Hell's Kitchen: "8 Chefs Compete"

Hell’s Kitchen is all about the pile-up. Every week, each team turns on one person like a prison gang picking a bitch, then takes turns pissing in the bitch’s ocular cavities (figuratively). Last week’s episode set the stage for the two biggest punks ever to get sent to the hole at Gordon Ramsay Maximum Security Correctional Facility: Apathetic Andy and Small Mouth Suzanne. (Seriously, look at her mouth. It’s way too small for her face. And the less said about her eyebrows, the better.)
Their inevitable fate hangs over their heads like an excuse-flavored failure cloud (or failure pile in a sadness bowl), each of them trying to run out the clock for as long as they can. Suzanne actually thinks she can win, but Andy knows better. And knowing, as G.I. Joe cartoons taught us all, is half the battle. The other half? Failing spectacularly.
The stench of failure made an early appearance in this episode, as both teams fumbled their way through the quickfire challenge making crepes (or, as they’re called in the U.S. circa 2003: patriot pancakes). Tasked with making four types—breakfast, lunch, dinner, and dessert—both teams could barely make a passable crepe to give to Chef Ramsay and special guest judge JP, promoted from his lowly maitre d’ duties and acknowledged like a real human being for once. Granted, it was because he’s the kinda gaywad who eats crepes with his Frenchie gaywad boyfriends—even Ramsay forgot to mention JP is Belgian, not French—but you take your victories however small, JP. As if making quick work of a crepe weren’t enough, Ramsay conversed with JP in French to show that he’s not fucking around here. ““Chef Ramsay’s up there, speakin’ French with Whistle Britches!” marveled Cletus Spunkler Van, just before doing a merry jig to a moonshine-bottle hoedown.

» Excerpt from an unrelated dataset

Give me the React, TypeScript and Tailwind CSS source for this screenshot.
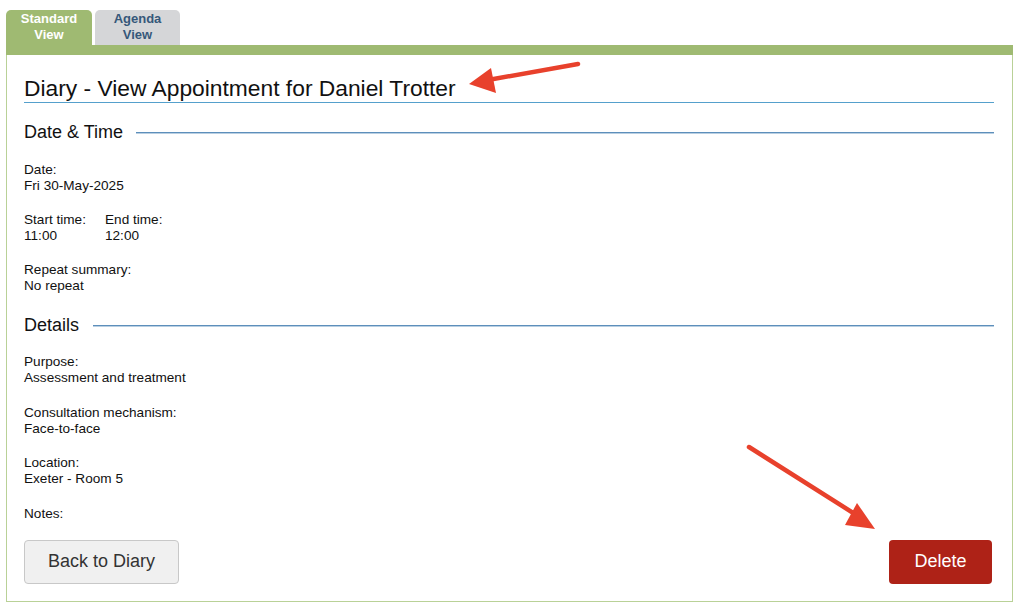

Mr. Voiceover Man tells us that Ramsay picked the crepe challenge to test the chefs’ aptitude in three critical areas: creativity, technique, and attention to detail. Van makes a sloppy one with some great ingredients, but Ariel of course nails it. Andy scores a pyrrhic victory over Tennille, whose crepe JP & Ramsay deemed too spicy. “Man, I’ve never seen two grown-ass men so scared of spice before in my life!” Tennille said at top volume, just in case my downstairs neighbors couldn’t make her out. “C’mon, get a grip!”
Kevin’s crepe looks like of ugly, but Suzanne’s is worse. She doesn’t help herself by babbling on and on about it, a technique she probably cribbed from Ben Walanka, the motor-mouthed gorilla from Season 5. But whaddya know, IT COMES DOWN TO A TIE.
But it wasn’t much of a decision: Dave’s crepe looked like he took a dump on a plate and called it French. So the ladies win the lamest prize in the history of Hell’s Kitchen: MIME LESSONS. Seriously, in the whiteface and everything. I guess it’s better than the grunt work of prepping two kitchens, especially for the French-inspired dinner service, but yikes. At least they got a good lunch out of it, and the team genuinely seemed to come together a little bit. Of course, anything was an improvement over last week’s time warp to junior high.
In addition to prepping for new menu items like crepes, frogs’ legs, and escargot (which, curiously, were never shown), the dudes enjoyed a nasty-looking lunch of boiled tongue and headcheese. Andrew Zimmern would be psyched, but it almost made Dave “barf all over the plate.” Just to rub it in because he looks like a world-class asshole, sous chef Scott asks, “You guys hate to win challenges, don’t you?”
In keeping with the Hell’s Kitchen tradition, the promos for tonight’s episode made it out to be the MOST. SHOCKING. EVER, with something unprecedented happening in the kitchen—and, also becoming de rigueur, shots of medics tending to some emergency. Yup, Andy nearly cut his fool fingers off slicing potatoes or something, and the shot of his skin hanging loosely off his fingers can only be described as gnarly. Stitches will be mandatory, but will Andy take a cue from Dave and rise above his injury and lead his team to victory?
No. Andy showed up to service late, which was admittedly not his fault, and started off 10 steps behind the others. He couldn’t remember the menu, he couldn’t make his dishes, he was having “dexterity issues”—a pretty galling thing to say in front of a dude who can’t use his ARM—and in general, screwing up from start to finish. It quickly became obvious that during his next stroll in the yard, Andy was gonna get shanked.